Home > metadater

metadater

Metadater is a project mainly written in Ruby, based on the View license.

Simple metadata mass-scanner for videos

Metadater

Metadater is a simple metadata mass-scanner for video. It's about as simple as can be - you give it a directory, and it finds every video inside it and grabs its metadata. Easy-peasy.

Note that Metadater is in extreme alpha, so it is not yet very configurable. This will change. Note also that I'm a beginner programmer, and my code may be ugly ;) Please help me out and teach me the correct way.

Requirements

  • Ruby:
    Ruby 1.9.2 and 1.8.7 are supported (but see below for known issues with 1.8.7). It's primarily been tested against 1.9.2, so let me know if there are any issues with 1.8. When using 1.8, ensure that RubyGems is installed too.
  • The following gems:
    • mediainfo:
      The mediainfo gem interfaces with the commandline MediaInfo utility to extract video metadata. The MediaInfo tool must be installed and must be in your path.
    • mini_exiftool:
      The mini_exiftool gem interfaces with the commandline ExifTool utility to extract Exif metadata. You need this installed and in your path too.
    • xml-simple:
      xml-simple is used to process embedded XML in one edge case. Not usually used.
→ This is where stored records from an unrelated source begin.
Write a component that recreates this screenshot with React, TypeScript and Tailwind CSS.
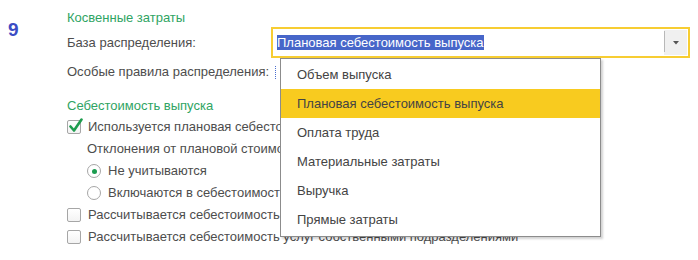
import React from 'react';

const items = [
  'Объем выпуска',
  'Плановая себестоимость выпуска',
  'Оплата труда',
  'Материальные затраты',
  'Выручка',
  'Прямые затраты',
];

const Checkbox = ({ checked }: { checked?: boolean }) => (
  <div className="relative w-[14px] h-[14px] shrink-0 rounded-[2px] border border-[#a6a6a6] bg-gradient-to-b from-white to-[#f3f3f3]">
    {checked && (
      <svg className="absolute left-[1px] top-[-3px]" width="14" height="15" viewBox="0 0 14 15">
        <path d="M1.5 8.5 L5 12.5 L12.5 1.5" fill="none" stroke="#1f9d4f" strokeWidth="2.6" strokeLinecap="round" strokeLinejoin="round" />
      </svg>
    )}
  </div>
);

const Radio = ({ checked }: { checked?: boolean }) => (
  <div className="w-[14px] h-[14px] shrink-0 rounded-full border border-[#a6a6a6] bg-white flex items-center justify-center">
    {checked && <div className="w-[5px] h-[5px] rounded-full bg-[#1c9c50]" />}
  </div>
);

export default function App() {
  return (
    <div
      className="relative w-[698px] h-[260px] overflow-hidden bg-white text-[13px] leading-[16px] text-[#4d4d4d]"
      style={{ fontFamily: '"Liberation Sans", Arial, sans-serif' }}
    >
      <div className="flex">
        {/* Step number */}
        <div className="w-[67px] shrink-0 pl-[8px] pt-[19px] text-[19px] leading-[22px] font-bold text-[#3b4cc4]">9</div>

        <div className="flex flex-col pt-[10px]">
          <div className="h-[16px] text-[#2fa463]">Косвенные затраты</div>

          {/* Combo row */}
          <div className="mt-[1px] h-[31px] flex items-center">
            <div className="w-[204px] shrink-0">База распределения:</div>
            <div className="relative w-[419px] h-[31px] border-2 border-[#f7cd32] bg-white flex items-center">
              <div className="flex-1 pl-[4px]">
                <span className="bg-[#4766c9] text-white pr-[1px]">Плановая себестоимость выпуска</span>
              </div>
              <div className="h-[25px] w-[23px] mr-[1px] bg-[#f0f0f0] flex items-center justify-center relative">
                <div className="absolute left-0 top-[1px] bottom-[3px] w-[1px] bg-[#b8b8b8]" />
                <svg width="6" height="4" viewBox="0 0 6 4">
                  <path d="M0 0 H6 L3 3.5 Z" fill="#555" />
                </svg>
              </div>

              {/* Dropdown list */}
              <div className="absolute left-[7px] top-[29px] w-[321px] h-[179px] z-10 bg-white border border-[#8c8c8c] shadow-[2px_2px_2px_rgba(0,0,0,0.18)] py-[1px]">
                {items.map((it, i) => (
                  <div
                    key={it}
                    className={`h-[29px] flex items-center pl-[16px] text-[#444] ${i === 1 ? 'bg-[#f8cb1f]' : ''}`}
                  >
                    {it}
                  </div>
                ))}
              </div>
            </div>
          </div>

          <div className="mt-[6px] h-[16px] flex items-center">
            <div className="w-[204px] shrink-0">Особые правила распределения:</div>
            <div className="ml-[4px] h-[13px] border-l border-dotted border-[#4a6fd0]" />
          </div>

          <div className="mt-[18px] h-[16px] text-[#2fa463]">Себестоимость выпуска</div>

          <div className="mt-[2px] h-[22px] flex items-center gap-[7px]">
            <Checkbox checked />
            <span>Используется плановая себестоимость выпуска</span>
          </div>
          <div className="h-[22px] flex items-center pl-[20px]">Отклонения от плановой стоимости выпуска</div>
          <div className="h-[22px] flex items-center gap-[7px] pl-[20px]">
            <Radio checked />
            <span>Не учитываются</span>
          </div>
          <div className="h-[22px] flex items-center gap-[7px] pl-[20px]">
            <Radio />
            <span>Включаются в себестоимость продукции</span>
          </div>
          <div className="h-[22px] flex items-center gap-[7px]">
            <Checkbox />
            <span>Рассчитывается себестоимость полуфабрикатов</span>
          </div>
          <div className="h-[22px] flex items-center gap-[7px]">
            <Checkbox />
            <span>Рассчитывается себестоимость услуг собственными подразделениями</span>
          </div>
        </div>
      </div>
    </div>
  );
}
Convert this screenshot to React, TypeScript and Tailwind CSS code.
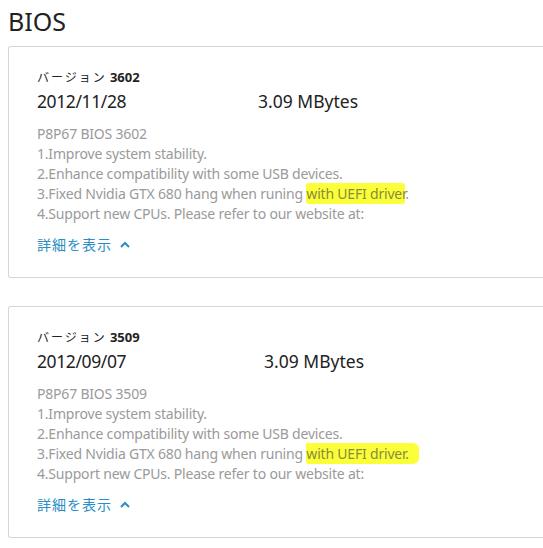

In Mac OS X or Linux, installing the gem dependencies is as simple as typing gem install mediainfo mini_exiftool xmlsimple

Use your preferred package manager to install the MediaInfo and ExifTool utilities.

Usage

ruby metadater.rb \<directory> [options]

Where \<directory> is the name of the directory to scan. The search is recursive - any subdirectories within the specified directory will also be scanned. When the search completes, a file named video.yml and/or video.json will be dropped into the scanned directory.

Options:

--no-hash Do not calculate hashes for videos
--full-hash Calculate the MD5 hash using the video's full data, rather than part of it. Note that this may be very slow. --json Write JSON output. This is faster to write and to parse, but far less human-readable. --no-yaml Skip writing YAML output.

TODO / Caveats

  • Output is only to YAML and JSON right now. Report generation is coming, other formats by request.
  • By default, the MD5 is hashed for a one-megabyte section beginning 5MB into the file. This is not a secure method of identifying corruption, and is meant only as a convenience for identifying files in conjunction with filesize. This option was chosen because calculating complete hashes for multi-gigabyte videos can take hours, especially if they are on a device with limited read speed such as a network drive.
  • There are no options beyond MD5-related options, but we could add some.
  • The supported extensions are hardcoded right now. These should be a configurable option.
  • The camera-related Exif features contain a number of Sony device-specific hacks, which kind of sucks. This should be user-configurable, or another way should be found to capture all of this data regardless of device.
  • Fix Ruby 1.8-specific issues.
    • Ruby 1.8 hashes are unordered, so fields are in alphabetical rather than logical order in the output YAML
    • Non-video files which begin with a period are not skipped in 1.8

License

Metadater is licensed under the 2-clause BSD license ("FreeBSD License"). For the text of the license, see LICENSE.